An issue that has been on many employers’ minds during the pandemic, the survey revealed that mental health issues have been a topic of concern for OHS professionals also. A majority of respondents agreed that broadly the pandemic had caused mental health issues in their organization, from just a few (42 per cent), to some (35 per cent) to many (11.5 per cent).

3. New guidelines have by and large been possible to implement

With a slew of guidelines in place to protect workers, how possible has it been for businesses and employers to implement these various new regulations? Increased sanitation has been the easiest to implement, with 81 per cent of respondents saying that it was very easy to implement. Guidelines touching on physical distancing, staggered shifts/breaks and access to PPE have also been relatively possible to respect.

Those surveyed said that physical distancing had been very (35 per cent) or somewhat (42 per cent) to make possible – with around 19 per cent saying that it was only slightly possible, and 4 per cent saying that it was not at all possible.

With regards to staggered shifts/breaks, 46 per cent of respondents said that it had been very possible to implement and 30 per cent said that it had been somewhat (31 per cent) easy to implement.

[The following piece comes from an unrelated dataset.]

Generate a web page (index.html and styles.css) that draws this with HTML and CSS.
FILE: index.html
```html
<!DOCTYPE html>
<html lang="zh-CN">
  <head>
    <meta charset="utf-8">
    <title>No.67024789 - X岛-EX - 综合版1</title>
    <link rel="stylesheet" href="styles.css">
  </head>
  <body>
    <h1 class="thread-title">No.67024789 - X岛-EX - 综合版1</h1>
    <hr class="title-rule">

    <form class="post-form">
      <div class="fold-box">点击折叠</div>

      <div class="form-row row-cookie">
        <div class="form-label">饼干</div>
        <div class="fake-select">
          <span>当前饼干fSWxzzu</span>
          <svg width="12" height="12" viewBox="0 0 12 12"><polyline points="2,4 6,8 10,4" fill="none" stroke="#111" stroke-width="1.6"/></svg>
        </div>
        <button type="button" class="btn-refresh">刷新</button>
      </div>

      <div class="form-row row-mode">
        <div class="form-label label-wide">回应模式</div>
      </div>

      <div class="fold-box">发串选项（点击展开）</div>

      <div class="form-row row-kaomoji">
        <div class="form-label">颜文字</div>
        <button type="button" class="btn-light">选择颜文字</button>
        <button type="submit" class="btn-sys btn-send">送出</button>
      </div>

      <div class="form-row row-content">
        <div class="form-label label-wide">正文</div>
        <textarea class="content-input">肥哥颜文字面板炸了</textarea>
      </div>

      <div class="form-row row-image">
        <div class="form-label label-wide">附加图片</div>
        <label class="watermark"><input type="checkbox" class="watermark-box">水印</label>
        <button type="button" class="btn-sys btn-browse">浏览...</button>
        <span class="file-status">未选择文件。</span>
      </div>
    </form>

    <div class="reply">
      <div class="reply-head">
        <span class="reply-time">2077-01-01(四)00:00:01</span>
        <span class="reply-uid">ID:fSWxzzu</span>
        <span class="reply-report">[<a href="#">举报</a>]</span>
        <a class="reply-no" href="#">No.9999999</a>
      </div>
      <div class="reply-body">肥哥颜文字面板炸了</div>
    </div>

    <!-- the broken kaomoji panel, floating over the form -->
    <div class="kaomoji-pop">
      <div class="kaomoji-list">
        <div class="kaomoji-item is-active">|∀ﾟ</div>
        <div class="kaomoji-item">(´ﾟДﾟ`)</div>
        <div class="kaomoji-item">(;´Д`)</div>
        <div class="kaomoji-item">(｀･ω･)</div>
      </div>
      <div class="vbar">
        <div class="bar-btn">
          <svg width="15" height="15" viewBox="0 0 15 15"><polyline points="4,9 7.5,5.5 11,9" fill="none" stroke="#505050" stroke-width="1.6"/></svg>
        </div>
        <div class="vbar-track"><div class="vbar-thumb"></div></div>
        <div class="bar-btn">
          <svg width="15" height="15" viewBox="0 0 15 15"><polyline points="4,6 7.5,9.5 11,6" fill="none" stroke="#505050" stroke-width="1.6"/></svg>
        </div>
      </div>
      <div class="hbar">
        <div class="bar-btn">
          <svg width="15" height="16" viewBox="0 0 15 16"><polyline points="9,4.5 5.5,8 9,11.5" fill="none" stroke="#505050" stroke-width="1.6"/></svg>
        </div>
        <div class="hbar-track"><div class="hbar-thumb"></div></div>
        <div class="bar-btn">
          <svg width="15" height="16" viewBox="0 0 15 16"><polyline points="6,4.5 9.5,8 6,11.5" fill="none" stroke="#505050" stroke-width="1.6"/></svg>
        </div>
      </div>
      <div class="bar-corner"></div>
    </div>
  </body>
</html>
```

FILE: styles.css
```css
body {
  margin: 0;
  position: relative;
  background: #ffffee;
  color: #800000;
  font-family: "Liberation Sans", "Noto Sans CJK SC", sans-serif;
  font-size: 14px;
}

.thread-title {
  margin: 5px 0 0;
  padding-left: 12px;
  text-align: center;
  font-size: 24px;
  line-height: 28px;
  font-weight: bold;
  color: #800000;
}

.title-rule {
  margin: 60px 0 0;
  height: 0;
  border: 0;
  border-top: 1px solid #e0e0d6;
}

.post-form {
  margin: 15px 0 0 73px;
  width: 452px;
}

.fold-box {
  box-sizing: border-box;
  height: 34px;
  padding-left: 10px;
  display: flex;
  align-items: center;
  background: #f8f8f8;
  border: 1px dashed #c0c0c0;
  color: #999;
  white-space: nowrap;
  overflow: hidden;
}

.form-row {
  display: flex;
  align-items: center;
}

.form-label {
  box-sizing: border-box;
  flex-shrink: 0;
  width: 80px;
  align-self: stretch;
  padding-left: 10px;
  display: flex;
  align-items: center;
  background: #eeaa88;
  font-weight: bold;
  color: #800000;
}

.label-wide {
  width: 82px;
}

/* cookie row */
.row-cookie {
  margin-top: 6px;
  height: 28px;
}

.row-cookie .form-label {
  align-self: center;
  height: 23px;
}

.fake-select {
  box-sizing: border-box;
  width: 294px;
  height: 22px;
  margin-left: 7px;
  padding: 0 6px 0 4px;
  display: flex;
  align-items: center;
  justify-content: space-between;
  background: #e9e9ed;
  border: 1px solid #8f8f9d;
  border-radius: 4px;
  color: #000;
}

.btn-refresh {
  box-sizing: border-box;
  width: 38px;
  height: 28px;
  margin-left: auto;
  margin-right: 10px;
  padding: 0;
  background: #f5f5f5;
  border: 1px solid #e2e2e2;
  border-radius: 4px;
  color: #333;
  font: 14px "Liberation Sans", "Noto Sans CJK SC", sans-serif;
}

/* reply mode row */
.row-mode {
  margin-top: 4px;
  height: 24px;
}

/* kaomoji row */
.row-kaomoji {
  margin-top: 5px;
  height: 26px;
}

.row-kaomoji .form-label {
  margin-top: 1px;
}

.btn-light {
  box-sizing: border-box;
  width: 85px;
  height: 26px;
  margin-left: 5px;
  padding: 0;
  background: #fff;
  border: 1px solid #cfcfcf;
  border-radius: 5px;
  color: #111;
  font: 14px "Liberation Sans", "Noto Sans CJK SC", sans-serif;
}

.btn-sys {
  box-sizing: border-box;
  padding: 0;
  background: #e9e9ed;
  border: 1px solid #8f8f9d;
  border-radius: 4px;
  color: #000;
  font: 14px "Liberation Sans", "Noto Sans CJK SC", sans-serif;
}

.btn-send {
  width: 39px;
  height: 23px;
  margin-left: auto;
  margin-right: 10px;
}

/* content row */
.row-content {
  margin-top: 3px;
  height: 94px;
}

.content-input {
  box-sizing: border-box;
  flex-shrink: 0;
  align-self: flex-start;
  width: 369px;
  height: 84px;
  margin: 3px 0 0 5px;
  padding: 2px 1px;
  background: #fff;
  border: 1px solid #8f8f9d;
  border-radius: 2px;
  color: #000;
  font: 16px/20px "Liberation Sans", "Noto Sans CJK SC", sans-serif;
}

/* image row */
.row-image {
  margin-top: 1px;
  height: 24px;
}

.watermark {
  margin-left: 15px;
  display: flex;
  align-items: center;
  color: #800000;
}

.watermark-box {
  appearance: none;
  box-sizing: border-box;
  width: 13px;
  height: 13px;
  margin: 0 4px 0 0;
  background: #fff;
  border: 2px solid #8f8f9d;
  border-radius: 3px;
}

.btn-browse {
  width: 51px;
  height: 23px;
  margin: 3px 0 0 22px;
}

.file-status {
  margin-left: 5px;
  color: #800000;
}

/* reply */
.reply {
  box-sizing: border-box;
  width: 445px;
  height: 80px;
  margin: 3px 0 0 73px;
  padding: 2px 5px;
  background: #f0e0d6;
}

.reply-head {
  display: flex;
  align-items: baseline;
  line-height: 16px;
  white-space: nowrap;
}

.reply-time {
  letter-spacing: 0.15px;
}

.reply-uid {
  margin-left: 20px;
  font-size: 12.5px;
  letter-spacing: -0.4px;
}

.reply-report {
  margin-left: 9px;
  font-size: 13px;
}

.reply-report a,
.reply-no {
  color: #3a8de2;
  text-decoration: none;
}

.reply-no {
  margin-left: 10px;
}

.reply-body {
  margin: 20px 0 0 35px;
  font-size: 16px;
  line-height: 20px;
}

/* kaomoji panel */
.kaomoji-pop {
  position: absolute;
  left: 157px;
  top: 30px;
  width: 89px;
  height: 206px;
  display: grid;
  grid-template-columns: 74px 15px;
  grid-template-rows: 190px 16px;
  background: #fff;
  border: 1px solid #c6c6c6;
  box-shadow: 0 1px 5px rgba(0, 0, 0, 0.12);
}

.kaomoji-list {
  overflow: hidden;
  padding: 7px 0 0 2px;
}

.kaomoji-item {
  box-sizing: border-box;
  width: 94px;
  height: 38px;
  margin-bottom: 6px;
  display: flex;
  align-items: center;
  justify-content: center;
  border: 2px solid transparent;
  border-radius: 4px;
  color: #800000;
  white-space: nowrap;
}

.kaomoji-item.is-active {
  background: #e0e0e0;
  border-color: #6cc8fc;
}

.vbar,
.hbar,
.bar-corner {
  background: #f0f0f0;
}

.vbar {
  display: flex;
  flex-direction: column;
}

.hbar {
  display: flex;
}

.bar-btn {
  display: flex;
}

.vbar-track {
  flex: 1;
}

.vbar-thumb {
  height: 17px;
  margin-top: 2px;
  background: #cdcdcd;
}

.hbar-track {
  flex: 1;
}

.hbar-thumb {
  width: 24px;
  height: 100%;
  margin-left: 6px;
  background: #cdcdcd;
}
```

Similarly to physical distancing, 19 per cent said that it was slightly possible, and almost 4 per cent said not at all.

Access to PPE was also broadly possible, a majority of those surveyed said that it was somewhat (46 per cent) feasible, 38 per cent said that it was very feasible and only 15 per cent said that it was slightly feasible.

4. Manpower and budget are not big concerns (yet)

Indeed, surprisingly respondents for the most part stated that manpower and budget reductions as a result of COVID-19 had not largely affected the safety function in their organization.

Though 23 per cent said that manpower reductions had moderately affected the safety function of their organization, 38 per cent said this had only been slightly affected, and 38 said that there had been no impact at all.

With regards to budget reductions, though almost 8 per cent said that these had had a large impact on the safety function in their organization, 19 per cent said that the impact had been moderate whilst 38 per cent said it had been slight and 35 per cent said there had been no impact.

5. OHS professionals have additional concerns

Though access to PPE, cleaning products and the effects of the pandemic on mental health were freely raised by OHS professionals during the survey, there were also additional concerns raised by respondents.

Lack of information and misinformation were brought up, with one respondent citing lack of prevalence data as a concern. Other concerns focused on misinformation or inconsistent information with regards to guidelines. Similarly, respondents mentioned difficulties enforcing compliance and mediating between workers.

A number of respondents voiced concerns about issues surrounding under-reporting of workplace injury and presenteeism.

Lastly, though a number of these new guidelines may slow work down, there has nevertheless been pressure for employees to work quickly said a few of those surveyed, with clients “demanding” to maintain schedules.